Она опустилась на колени, и я смог увидеть ее. Это был лучший прощальный подарок от жизни, какой я мог просить.
Пальцы девушки сомкнулась на рукояти меча.
– Знаете, я всегда восхищался вами. Ну конечно не знаете, я же не говорил. Помните, как я приходил к Лоренцо? Вы тогда отдали мне цветок, который носили в волосах. Я потом засушил его и хранил…
– Помню. Прости, Марко.
Он рухнул рядом. Лезвие вошло в горло. На лице застыло выражение безграничного удивления.
Франческа склонилась надо мной.
– Элвин! Не смей, слышишь, ты, не смей умирать!
Треск ткани. Боль оживилась, вгрызаясь в культю стальными зубами.
Франческа выкрикивала мне в лицо еще что-то, но я не слышал. Мир утонул в беззвучии.
Хотел сказать ей что-нибудь на прощанье. Не смог.
Все заволокло красным, и милостивая Леди Боль наконец выпустила меня из своих объятий.
Я не умер. Когда сознание вернулось, обнаружил себя в кровати. Не удалось и утешиться спасительными иллюзиями, что все это лишь ночной кошмар. Стоило открыть глаза, как стерва память взялась за меня.
Левая рука лежала поверх одеяла бессмысленным обрубком, и я малодушно пожалел, что остался жив. Но рядом, присев на краешек кровати, дремала Франческа. Стоило шевельнуться, она проснулась.

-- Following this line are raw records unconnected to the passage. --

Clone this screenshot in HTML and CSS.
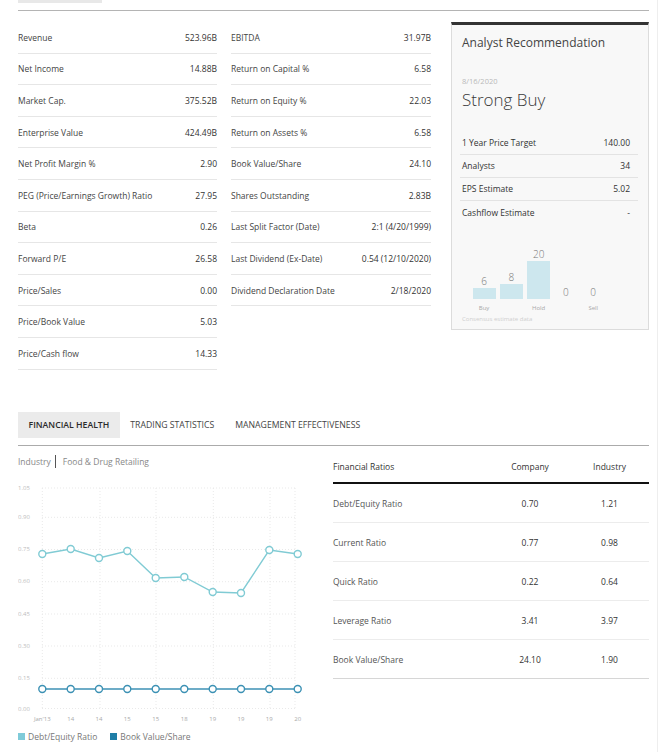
FILE: index.html
```html
<!DOCTYPE html>
<html lang="en">
<head>
<meta charset="utf-8">
<title>Key Statistics</title>
<link rel="stylesheet" href="styles.css">
</head>
<body>
<div class="frame">
  <div class="page">
    <div class="top-tab"></div>
    <div class="top-rule"></div>

    <section class="stats">
      <div class="col col-left">
        <div class="row"><span>Revenue</span><span class="val">523.96B</span></div>
        <div class="row"><span>Net Income</span><span class="val">14.88B</span></div>
        <div class="row"><span>Market Cap.</span><span class="val">375.52B</span></div>
        <div class="row"><span>Enterprise Value</span><span class="val">424.49B</span></div>
        <div class="row"><span>Net Profit Margin %</span><span class="val">2.90</span></div>
        <div class="row"><span>PEG (Price/Earnings Growth) Ratio</span><span class="val">27.95</span></div>
        <div class="row"><span>Beta</span><span class="val">0.26</span></div>
        <div class="row"><span>Forward P/E</span><span class="val">26.58</span></div>
        <div class="row"><span>Price/Sales</span><span class="val">0.00</span></div>
        <div class="row"><span>Price/Book Value</span><span class="val">5.03</span></div>
        <div class="row"><span>Price/Cash flow</span><span class="val">14.33</span></div>
      </div>
      <div class="col col-mid">
        <div class="row"><span>EBITDA</span><span class="val">31.97B</span></div>
        <div class="row"><span>Return on Capital %</span><span class="val">6.58</span></div>
        <div class="row"><span>Return on Equity %</span><span class="val">22.03</span></div>
        <div class="row"><span>Return on Assets %</span><span class="val">6.58</span></div>
        <div class="row"><span>Book Value/Share</span><span class="val">24.10</span></div>
        <div class="row"><span>Shares Outstanding</span><span class="val">2.83B</span></div>
        <div class="row"><span>Last Split Factor (Date)</span><span class="val">2:1 (4/20/1999)</span></div>
        <div class="row"><span>Last Dividend (Ex-Date)</span><span class="val">0.54 (12/10/2020)</span></div>
        <div class="row"><span>Dividend Declaration Date</span><span class="val">2/18/2020</span></div>
      </div>

      <aside class="analyst">
        <h2 class="an-title">Analyst Recommendation</h2>
        <div class="an-date">8/16/2020</div>
        <div class="an-rating">Strong Buy</div>
        <div class="an-rows">
          <div class="an-row"><span>1 Year Price Target</span><span>140.00</span></div>
          <div class="an-row"><span>Analysts</span><span>34</span></div>
          <div class="an-row"><span>EPS Estimate</span><span>5.02</span></div>
          <div class="an-row last"><span>Cashflow Estimate</span><span>-</span></div>
        </div>
        <div class="bars">
          <div class="bar-col"><span class="bar-num">6</span><div class="bar" style="height:11px"></div></div>
          <div class="bar-col"><span class="bar-num">8</span><div class="bar" style="height:15px"></div></div>
          <div class="bar-col"><span class="bar-num">20</span><div class="bar" style="height:38px"></div></div>
          <div class="bar-col"><span class="bar-num">0</span><div class="bar" style="height:0px"></div></div>
          <div class="bar-col"><span class="bar-num">0</span><div class="bar" style="height:0px"></div></div>
        </div>
        <div class="bar-labels">
          <span>Buy</span><span></span><span>Hold</span><span></span><span>Sell</span>
        </div>
        <div class="consensus">Consensus estimate data</div>
      </aside>
    </section>

    <nav class="tabs">
      <span class="tab active">Financial Health</span>
      <span class="tab">Trading Statistics</span>
      <span class="tab">Management Effectiveness</span>
    </nav>

    <section class="health">
      <div class="chart-col">
        <div class="industry"><span class="ind-label">Industry</span><span class="ind-name">Food &amp; Drug Retailing</span></div>
        <svg class="chart" width="292" height="252" viewBox="0 0 292 252">
          <g class="grid">
            <line x1="24" y1="16" x2="279" y2="16"/>
            <line x1="24" y1="45.3" x2="279" y2="45.3"/>
            <line x1="24" y1="77.5" x2="279" y2="77.5"/>
            <line x1="24" y1="109.7" x2="279" y2="109.7"/>
            <line x1="24" y1="142" x2="279" y2="142"/>
            <line x1="24" y1="174" x2="279" y2="174"/>
            <line x1="24" y1="206.3" x2="279" y2="206.3"/>
            <line x1="24" y1="236.5" x2="279" y2="236.5"/>
            <line x1="24.3" y1="16" x2="24.3" y2="236"/>
            <line x1="82" y1="16" x2="82" y2="236"/>
            <line x1="138" y1="16" x2="138" y2="236"/>
            <line x1="195.3" y1="16" x2="195.3" y2="236"/>
            <line x1="252" y1="16" x2="252" y2="236"/>
            <line x1="277" y1="16" x2="277" y2="236"/>
          </g>
          <g class="ylab">
            <text x="0" y="16">1.05</text>
            <text x="0" y="45.3">0.90</text>
            <text x="0" y="77.5">0.75</text>
            <text x="0" y="109.7">0.60</text>
            <text x="0" y="142">0.45</text>
            <text x="0" y="174">0.30</text>
            <text x="0" y="206.3">0.15</text>
            <text x="0" y="237">0.00</text>
          </g>
          <polyline class="line-de" points="24.3,82 52.7,77 81,86 109.3,79 137.7,106 166.3,105 194.7,120 223,121 251.3,78 279.7,82"/>
          <g class="dot-de">
            <circle cx="24.3" cy="82" r="3.5"/>
            <circle cx="52.7" cy="77" r="3.5"/>
            <circle cx="81" cy="86" r="3.5"/>
            <circle cx="109.3" cy="79" r="3.5"/>
            <circle cx="137.7" cy="106" r="3.5"/>
            <circle cx="166.3" cy="105" r="3.5"/>
            <circle cx="194.7" cy="120" r="3.5"/>
            <circle cx="223" cy="121" r="3.5"/>
            <circle cx="251.3" cy="78" r="3.5"/>
            <circle cx="279.7" cy="82" r="3.5"/>
          </g>
          <polyline class="line-bv" points="24.3,217 279.7,217"/>
          <g class="dot-bv">
            <circle cx="24.3" cy="217" r="3.5"/>
            <circle cx="52.7" cy="217" r="3.5"/>
            <circle cx="81" cy="217" r="3.5"/>
            <circle cx="109.3" cy="217" r="3.5"/>
            <circle cx="137.7" cy="217" r="3.5"/>
            <circle cx="166.3" cy="217" r="3.5"/>
            <circle cx="194.7" cy="217" r="3.5"/>
            <circle cx="223" cy="217" r="3.5"/>
            <circle cx="251.3" cy="217" r="3.5"/>
            <circle cx="279.7" cy="217" r="3.5"/>
          </g>
          <g class="xlab">
            <text x="24.3" y="247">Jan'13</text>
            <text x="52.7" y="247">14</text>
            <text x="81" y="247">14</text>
            <text x="109.3" y="247">15</text>
            <text x="137.7" y="247">15</text>
            <text x="166.3" y="247">18</text>
            <text x="194.7" y="247">19</text>
            <text x="223" y="247">19</text>
            <text x="251.3" y="247">19</text>
            <text x="279.7" y="247">20</text>
          </g>
        </svg>
        <div class="legend">
          <span class="sw sw-de"></span><span class="lg-text">Debt/Equity Ratio</span>
          <span class="sw sw-bv"></span><span class="lg-text">Book Value/Share</span>
        </div>
      </div>

      <div class="ratios">
        <div class="r-row r-head"><span>Financial Ratios</span><span class="c">Company</span><span class="c">Industry</span></div>
        <div class="r-row"><span class="lbl">Debt/Equity Ratio</span><span class="c">0.70</span><span class="c">1.21</span></div>
        <div class="r-row"><span class="lbl">Current Ratio</span><span class="c">0.77</span><span class="c">0.98</span></div>
        <div class="r-row"><span class="lbl">Quick Ratio</span><span class="c">0.22</span><span class="c">0.64</span></div>
        <div class="r-row"><span class="lbl">Leverage Ratio</span><span class="c">3.41</span><span class="c">3.97</span></div>
        <div class="r-row last"><span class="lbl">Book Value/Share</span><span class="c">24.10</span><span class="c">1.90</span></div>
      </div>
    </section>
  </div>
</div>
</body>
</html>
```

FILE: styles.css
```css
html, body {
  margin: 0;
  padding: 0;
  background: #fff;
}

body {
  font-family: "Open Sans", "Liberation Sans", sans-serif;
  font-size: 8.5px;
  color: #333;
}

.frame {
  width: 657px;
  min-height: 752px;
  border-right: 1px solid #eeeeee;
}

.page {
  padding-left: 18px;
  width: 631px;
}

.top-tab {
  width: 84px;
  height: 3px;
  background: #e8e8e8;
}

.top-rule {
  margin-top: 7px;
  border-top: 1px solid #b4b4b4;
}

/* ---------- key stats ---------- */
.stats {
  display: flex;
  align-items: flex-start;
  margin-top: 11px;
}

.col-left { width: 199px; }
.col-mid { width: 200px; margin-left: 14px; }

.row {
  display: flex;
  justify-content: space-between;
  align-items: center;
  height: 30.6px;
  border-bottom: 1px solid #e6e6e6;
  color: #444;
  white-space: nowrap;
}

.row .val { color: #333; }

/* ---------- analyst box ---------- */
.analyst {
  box-sizing: border-box;
  width: 198px;
  margin-left: 20px;
  background: #f8f8f8;
  border: 1px solid #dcdcdc;
  border-top: 3px solid #333;
  padding: 10px 10px 6px 8px;
}

.an-title {
  margin: 0;
  padding-left: 2px;
  font-size: 12px;
  line-height: 16px;
  font-weight: 400;
  color: #444;
}

.an-date {
  margin-top: 25px;
  padding-left: 2px;
  font-size: 7.5px;
  line-height: 10px;
  color: #b8b8b8;
}

.an-rating {
  margin-top: 3px;
  padding-left: 2px;
  font-size: 17px;
  line-height: 22px;
  font-weight: 300;
  color: #3a3a3a;
}

.an-rows { margin-top: 20.5px; }

.an-row {
  display: flex;
  justify-content: space-between;
  align-items: center;
  height: 22px;
  padding: 0 8px 0 2px;
  border-bottom: 1px solid #e3e3e3;
  color: #333;
}

.an-row.last {
  border-bottom: none;
  height: 23px;
}

.bars {
  display: flex;
  align-items: flex-end;
  height: 75px;
  margin-left: 10.4px;
}

.bar-col {
  width: 27.3px;
  display: flex;
  flex-direction: column;
  align-items: center;
}

.bar-num {
  font-size: 10px;
  line-height: 12px;
  margin-bottom: 1px;
  color: #777;
  font-weight: 300;
}

.bar {
  width: 23px;
  background: #cde7ee;
}

.bar-labels {
  display: flex;
  margin-left: 10.4px;
  margin-top: 5px;
}

.bar-labels span {
  width: 27.3px;
  text-align: center;
  font-size: 6px;
  line-height: 8px;
  color: #a8a8a8;
}

.consensus {
  margin-top: 3px;
  padding-left: 2px;
  font-size: 6px;
  line-height: 8px;
  color: #cfcfcf;
}

/* ---------- tabs ---------- */
.tabs {
  display: flex;
  margin-top: 42px;
  padding-bottom: 7px;
  border-bottom: 1px solid #ababab;
}

.tab {
  height: 26px;
  line-height: 26px;
  padding: 0 10.5px;
  font-size: 8.7px;
  text-transform: uppercase;
  color: #444;
}

.tab.active {
  background: #ebebeb;
  font-weight: 600;
  color: #2a2a2a;
}

/* ---------- financial health ---------- */
.health {
  display: flex;
  align-items: flex-start;
}

.chart-col { width: 292px; }

.industry {
  display: flex;
  align-items: center;
  padding-top: 10px;
  height: 12px;
  color: #888;
}

.ind-label {
  padding-right: 4px;
  border-right: 1.5px solid #555;
  line-height: 13px;
}

.ind-name { padding-left: 7px; }

.chart {
  display: block;
  margin-top: 4px;
}

.grid line {
  stroke: #e9e9e9;
  stroke-width: 1;
  stroke-dasharray: 1 2;
}

.ylab text {
  font-family: "Open Sans", "Liberation Sans", sans-serif;
  font-size: 6px;
  fill: #bdbdbd;
  dominant-baseline: middle;
}

.xlab text {
  font-family: "Open Sans", "Liberation Sans", sans-serif;
  font-size: 6px;
  fill: #a9a9a9;
  text-anchor: middle;
  dominant-baseline: middle;
}

.line-de {
  fill: none;
  stroke: #80cbd4;
  stroke-width: 1.4;
}

.dot-de circle {
  fill: #fff;
  stroke: #80cbd4;
  stroke-width: 1.4;
}

.line-bv {
  fill: none;
  stroke: #3c91b4;
  stroke-width: 1.4;
}

.dot-bv circle {
  fill: #fff;
  stroke: #3c91b4;
  stroke-width: 1.4;
}

.legend {
  display: flex;
  align-items: center;
  margin-top: 8px;
  height: 10px;
  color: #777;
}

.sw {
  width: 7px;
  height: 7px;
  margin-right: 3px;
}

.sw-de { background: #7fcbd9; }
.sw-bv { background: #1f7ea7; margin-left: 13px; }

.lg-text { font-size: 8.5px; line-height: 10px; }

/* ---------- ratios table ---------- */
.ratios {
  width: 316px;
  margin-left: 23px;
}

.r-row {
  display: grid;
  grid-template-columns: 157px 80px 79px;
  align-items: center;
  height: 38px;
  padding-top: 1px;
  box-sizing: border-box;
  height: 39px;
  border-bottom: 1px solid #ececec;
}

.r-row .c {
  text-align: center;
  color: #333;
}

.r-row .lbl { color: #555; }

.r-row.last { border-bottom-color: #d6d6d6; }

.r-head {
  height: 38px;
  padding-top: 6px;
  border-bottom: 2px solid #111;
  color: #333;
}
```
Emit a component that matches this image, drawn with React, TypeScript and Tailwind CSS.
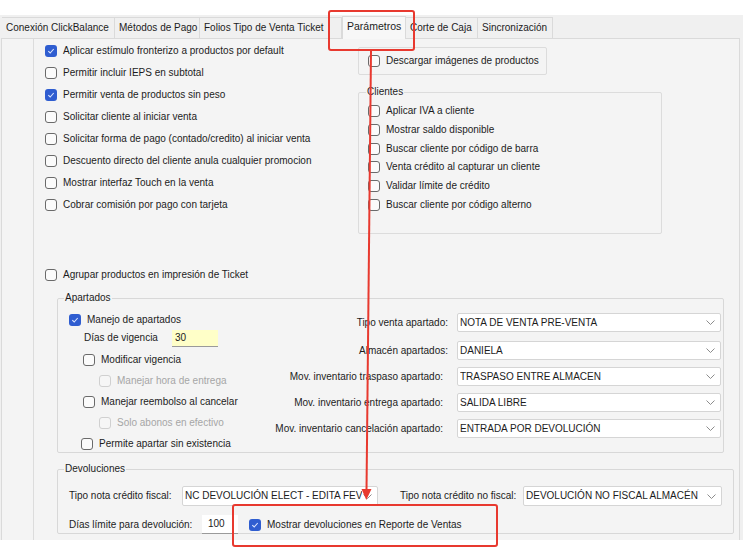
import React from 'react';

function Check({ on = false, off = false }: { on?: boolean; off?: boolean }) {
	if (on)
		return (
			<span className="flex h-[12px] w-[12px] shrink-0 items-center justify-center rounded-[3px] bg-[#2f5dd0]">
				<svg width="8" height="8" viewBox="0 0 8 8">
					<path d="M1.3 4.2 3.2 6 6.7 2" fill="none" stroke="#dce6ff" strokeWidth="1.1" />
				</svg>
			</span>
		);
	return (
		<span
			className={`h-[12px] w-[12px] shrink-0 rounded-[3px] border ${off ? 'border-[#d0d0d0] bg-[#f6f6f6]' : 'border-[#6a6a6a] bg-[#fbfbfb]'}`}
		/>
	);
}

function Row({
	label,
	on,
	off,
	className = ''
}: {
	label: string;
	on?: boolean;
	off?: boolean;
	className?: string;
}) {
	return (
		<div className={`flex items-center gap-[6px] whitespace-nowrap ${className}`}>
			<Check on={on} off={off} />
			<span className={off ? 'text-[#a6a6a6]' : ''}>{label}</span>
		</div>
	);
}

function Select({ value, className = '' }: { value: string; className?: string }) {
	return (
		<div
			className={`flex h-[19px] items-center rounded-[2px] border border-[#d5d5d5] bg-white pl-[2px] ${className}`}
		>
			<span className="min-w-0 flex-1 overflow-hidden whitespace-nowrap leading-[16px]">{value}</span>
			<svg width="9" height="5" viewBox="0 0 9 5" className="ml-[1px] mr-[5px] shrink-0">
				<path d="M.5.5 4.5 4.5 8.5.5" fill="none" stroke="#8c8c8c" />
			</svg>
		</div>
	);
}

function Tab({ name, width, active = false }: { name: string; width: string; active?: boolean }) {
	return (
		<div
			className={`flex shrink-0 items-center whitespace-nowrap border-r border-[#dadada] pl-[4px] ${width} ${active ? 'relative z-10 -mb-[1px] h-[23px] border-l border-t bg-[#f7f7f7] pb-[4px] text-[10.5px]' : 'h-[21px] border-t bg-[#f0f0f0]'}`}
		>
			{name}
		</div>
	);
}

const apartados = [
	{ label: 'Tipo venta apartado:', value: 'NOTA DE VENTA PRE-VENTA', gap: 'mr-[9px]', mt: 'mt-[9px]' },
	{ label: 'Almacén apartados:', value: 'DANIELA', gap: 'mr-[9px]', mt: 'mt-[9px]' },
	{ label: 'Mov. inventario traspaso apartado:', value: 'TRASPASO ENTRE ALMACEN', gap: 'mr-[14px]', mt: 'mt-[7px]' },
	{ label: 'Mov. inventario entrega apartado:', value: 'SALIDA LIBRE', gap: 'mr-[14px]', mt: 'mt-[7px]' },
	{ label: 'Mov. inventario cancelación apartado:', value: 'ENTRADA POR DEVOLUCIÓN', gap: 'mr-[14px]', mt: 'mt-[7px]' }
];

export default function App() {
	return (
		<div className="relative h-[557px] w-[743px] overflow-hidden bg-white font-['Liberation_Sans',Arial,sans-serif] text-[10px] leading-[12px] text-[#1c1c1c]">
			<div className="h-[15px]" />
			<div className="flex h-[525px] flex-col bg-[#f0f0f0]">
				{/* tabs */}
				<div className="flex h-[23px] items-end pl-[2px]">
					<Tab name="Conexión ClickBalance" width="w-[113px]" />
					<Tab name="Métodos de Pago" width="w-[85px]" />
					<Tab name="Folios Tipo de Venta Ticket" width="w-[142px]" />
					<Tab name="Parámetros" width="w-[64px]" active />
					<Tab name="Corte de Caja" width="w-[72px]" />
					<Tab name="Sincronización" width="w-[75px]" />
				</div>

				<div className="ml-[1px] mr-[3px] flex h-[502px] border-l border-r border-t border-[#dadada] bg-[#f4f4f4]">
					<div className="w-[31px] shrink-0" />
					<div className="flex-1 border-l border-[#dcdcdc]">
						{/* top section */}
						<div className="flex">
							<div className="w-[324px] shrink-0 pl-[11px] pt-[1px]">
								<Row label="Aplicar estímulo fronterizo a productos por default" on className="h-[22px]" />
								<Row label="Permitir incluir IEPS en subtotal" className="h-[22px]" />
								<Row label="Permitir venta de productos sin peso" on className="h-[22px]" />
								<Row label="Solicitar cliente al iniciar venta" className="h-[22px]" />
								<Row label="Solicitar forma de pago (contado/credito) al iniciar venta" className="h-[22px]" />
								<Row label="Descuento directo del cliente anula cualquier promocion" className="h-[22px]" />
								<Row label="Mostrar interfaz Touch en la venta" className="h-[22px]" />
								<Row label="Cobrar comisión por pago con tarjeta" className="h-[22px]" />
							</div>
							<div className="w-[304px] shrink-0">
								<div className="mt-[8px] flex h-[28px] w-[189px] items-center rounded-[2px] border border-[#dcdcdc] pl-[9px]">
									<Row label="Descargar imágenes de productos" />
								</div>
								<fieldset className="mt-[11px] h-[148px] rounded-[2px] border border-[#dcdcdc] pl-[9px]">
									<legend className="ml-[-2px] px-[1px]">Clientes</legend>
									<div className="mt-[4px]">
										<Row label="Aplicar IVA a cliente" className="h-[18.7px]" />
										<Row label="Mostrar saldo disponible" className="h-[18.7px]" />
										<Row label="Buscar cliente por código de barra" className="h-[18.7px]" />
										<Row label="Venta crédito al capturar un cliente" className="h-[18.7px]" />
										<Row label="Validar límite de crédito" className="h-[18.7px]" />
										<Row label="Buscar cliente por código alterno" className="h-[18.7px]" />
									</div>
								</fieldset>
							</div>
						</div>

						<Row label="Agrupar productos en impresión de Ticket" className="ml-[11px] mt-[30px] h-[22px]" />

						{/* Apartados */}
						<fieldset className="ml-[23px] mt-[6px] flex h-[161px] w-[667px] rounded-[2px] border border-[#d8d8d8]">
							<legend className="ml-[6px] px-[1px]">Apartados</legend>
							<div className="flex w-full">
								<div className="w-[190px] shrink-0 pl-[11px]">
									<Row label="Manejo de apartados" on className="mt-[7px] h-[18px]" />
									<div className="flex h-[18px] items-center pl-[15px]">
										<span className="w-[88px]">Días de vigencia</span>
										<div className="flex h-[17px] w-[46px] items-center border-b border-[#9a9a9a] bg-[#ffffc8] pl-[3px]">
											30
										</div>
									</div>
									<Row label="Modificar vigencia" className="ml-[14px] mt-[2px] h-[21px]" />
									<Row label="Manejar hora de entrega" off className="ml-[30px] h-[21px]" />
									<Row label="Manejar reembolso al cancelar" className="ml-[14px] h-[21px]" />
									<Row label="Solo abonos en efectivo" off className="ml-[30px] h-[21px]" />
									<Row label="Permite apartar sin existencia" className="ml-[12px] h-[21px]" />
								</div>
								<div className="flex-1 pr-[2px]">
									{apartados.map((a) => (
										<div key={a.label} className={`flex h-[19px] items-center justify-end ${a.mt}`}>
											<span className={`whitespace-nowrap ${a.gap}`}>{a.label}</span>
											<Select value={a.value} className="w-[264px]" />
										</div>
									))}
								</div>
							</div>
						</fieldset>

						{/* Devoluciones */}
						<fieldset className="ml-[23px] mt-[10px] h-[71px] w-[677px] rounded-[2px] border border-[#d8d8d8] pl-[11px]">
							<legend className="ml-[-5px] px-[1px]">Devoluciones</legend>
							<div className="mt-[11px] flex h-[20px] items-center">
								<span className="w-[113px] whitespace-nowrap">Tipo nota crédito fiscal:</span>
								<Select value="NC DEVOLUCIÓN ELECT - EDITA FEV" className="h-[20px] w-[196px]" />
								<span className="ml-[22px] w-[123px] whitespace-nowrap">Tipo nota crédito no fiscal:</span>
								<Select value="DEVOLUCIÓN NO FISCAL ALMACÉN" className="h-[20px] w-[199px]" />
							</div>
							<div className="mt-[9px] flex h-[19px] items-center">
								<span className="w-[133px] whitespace-nowrap">Días límite para devolución:</span>
								<div className="flex h-[19px] w-[36px] items-center border-b border-[#9a9a9a] bg-white pl-[6px]">
									100
								</div>
								<Row label="Mostrar devoluciones en Reporte de Ventas" on className="ml-[11px]" />
							</div>
						</fieldset>
					</div>
				</div>
			</div>

			{/* annotations */}
			<div className="absolute left-[328px] top-[10px] h-[41px] w-[87px] rounded-[3px] border-2 border-[#e8392f]" />
			<div className="absolute left-[232px] top-[504px] h-[43px] w-[266px] rounded-[3px] border-2 border-[#e8392f]" />
			<svg className="absolute left-0 top-0" width="743" height="557">
				<line x1="371" y1="51" x2="366.5" y2="492" stroke="#e8392f" strokeWidth="2" />
				<polygon points="361.5,489 371.5,489 366.3,500" fill="#e8392f" />
			</svg>
		</div>
	);
}
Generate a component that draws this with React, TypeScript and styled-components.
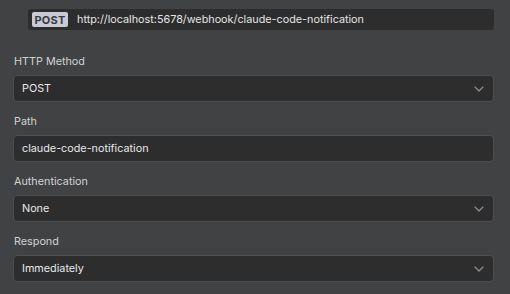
import React from 'react';
import styled, { createGlobalStyle } from 'styled-components';

const GlobalStyle = createGlobalStyle`
  html, body {
    margin: 0;
    padding: 0;
    background: #414244;
  }
  body {
    font-family: Inter, "Noto Sans", sans-serif;
    -webkit-font-smoothing: antialiased;
  }
`;

const Panel = styled.div`
  width: 510px;
  height: 294px;
  box-sizing: border-box;
  padding: 9px 16px 0 13px;
  background: #414244;
  overflow: hidden;
`;

const UrlBar = styled.div`
  display: flex;
  align-items: center;
  gap: 9px;
  height: 21px;
  margin: 0 0 24px 15px;
  padding: 0 4px;
  background: #2d2d2e;
  border-radius: 3px;
`;

const MethodBadge = styled.span`
  display: inline-flex;
  align-items: center;
  justify-content: center;
  height: 15px;
  width: 36px;
  background: #c8cbd5;
  color: #3a3b3e;
  border-radius: 2px;
  font-size: 11px;
  font-weight: 700;
  letter-spacing: 0.2px;
`;

const UrlText = styled.span`
  color: #e4e4e6;
  font-size: 10.8px;
`;

const Field = styled.div`
  display: flex;
  flex-direction: column;
  gap: 5px;
  margin-bottom: 12px;
`;

const Label = styled.label`
  height: 16px;
  line-height: 16px;
  font-size: 10.8px;
  color: #d2d2d4;
  padding-left: 1px;
`;

const Control = styled.div`
  display: flex;
  align-items: center;
  justify-content: space-between;
  height: 27px;
  box-sizing: border-box;
  padding: 0 9px 0 8px;
  background: #2d2d2e;
  border: 1px solid #4e4f52;
  border-radius: 4px;
  color: #e8e8ea;
  font-size: 10.8px;
`;

const Chevron = () => (
  <svg width="10" height="6" viewBox="0 0 10 6" fill="none">
    <path d="M1 1l4 4 4-4" stroke="#8e8f93" strokeWidth="1.2" strokeLinecap="round" strokeLinejoin="round" />
  </svg>
);

interface FieldDef {
  label: string;
  value: string;
  select: boolean;
}

const fields: FieldDef[] = [
  { label: 'HTTP Method', value: 'POST', select: true },
  { label: 'Path', value: 'claude-code-notification', select: false },
  { label: 'Authentication', value: 'None', select: true },
  { label: 'Respond', value: 'Immediately', select: true },
];

const App: React.FC = () => {
  return (
    <Panel>
      <GlobalStyle />
      <UrlBar>
        <MethodBadge>POST</MethodBadge>
        <UrlText>http://localhost:5678/webhook/claude-code-notification</UrlText>
      </UrlBar>
      {fields.map((f) => (
        <Field key={f.label}>
          <Label>{f.label}</Label>
          <Control>
            <span>{f.value}</span>
            {f.select && <Chevron />}
          </Control>
        </Field>
      ))}
    </Panel>
  );
};

export default App;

– Элвин! Тссс… лежи. Все хорошо. Доктор скоро придет.
«Зачем ты это сделала?» – хотел я спросить у нее. С губ сорвался только хриплый шепот.
– Молчи! У тебя еще и голос сорван. Доктор Альпин сказал: полный покой. На, выпей.
Перед губами возникла чаша с отваром, пахнущим травами. Я послушно сделал глоток и снова закрыл глаза. Хотелось сбежать. Реальность вызывала тошноту, и я позволил сну унести меня прочь.
Приходил Альпин. Я не знал, как Франческа сумела заставить высокомерного зануду, который никогда меня не любил, заняться моей персоной, но он был лучшим в Дал Риаде.
– Все не так плохо. Рана аккуратная и чистая. Дайте мне неделю, от нее останется только шрам. Шрамы украшают мужчин, – говорил он с преувеличенной бодростью, обращаясь больше к Франческе, чем ко мне. – С горлом еще проще, но, чтобы лечение было успешным, я бы рекомендовал пока помолчать. Именно лорду Элвину я бы рекомендовал молчать как можно дольше.
– Как долго? – спросила она.
– Желательно всю оставшуюся жизнь, – хихикнул этот козел. – Тогда можно хотя бы надеяться, что она будет долгой. Все беды этого молодого человека от того, что он сначала говорит, а потом думает.
Девушка усмехнулась:
– Боюсь, убить его будет легче, доктор Альпин.
– Увы, вы правы, дитя. Голос восстановится через пару дней, а пока пусть ваш хозяин поменьше болтает.
– Хватит, – я закашлялся и продолжил хриплым шепотом. – Хватит разговаривать так, словно я – мебель. И что насчет… – здесь я скосил глаза на забинтованную культю и поморщился. Каждый раз, как взгляд падал на то, что когда-то было моей левой рукой, хотелось выть от отчаяния.
Доктор развел коротенькими ручками:
– Простите, лорд. Я – адепт Жизни, и мне многое подвластно. Но всему есть пределы. Я мог бы собрать и зашить вас заново, даже нарежь противник ваши кишки в мелкий фарш. Но я не умею приживлять отрубленные конечности. Там разрублена кость, сухожилие, связки… и от сустава ничего не осталось. Вы же не думаете, что достаточно, как в сказках, приложить ее обратно и побрызгать зельем?
– Можно попытаться, – зло буркнул я.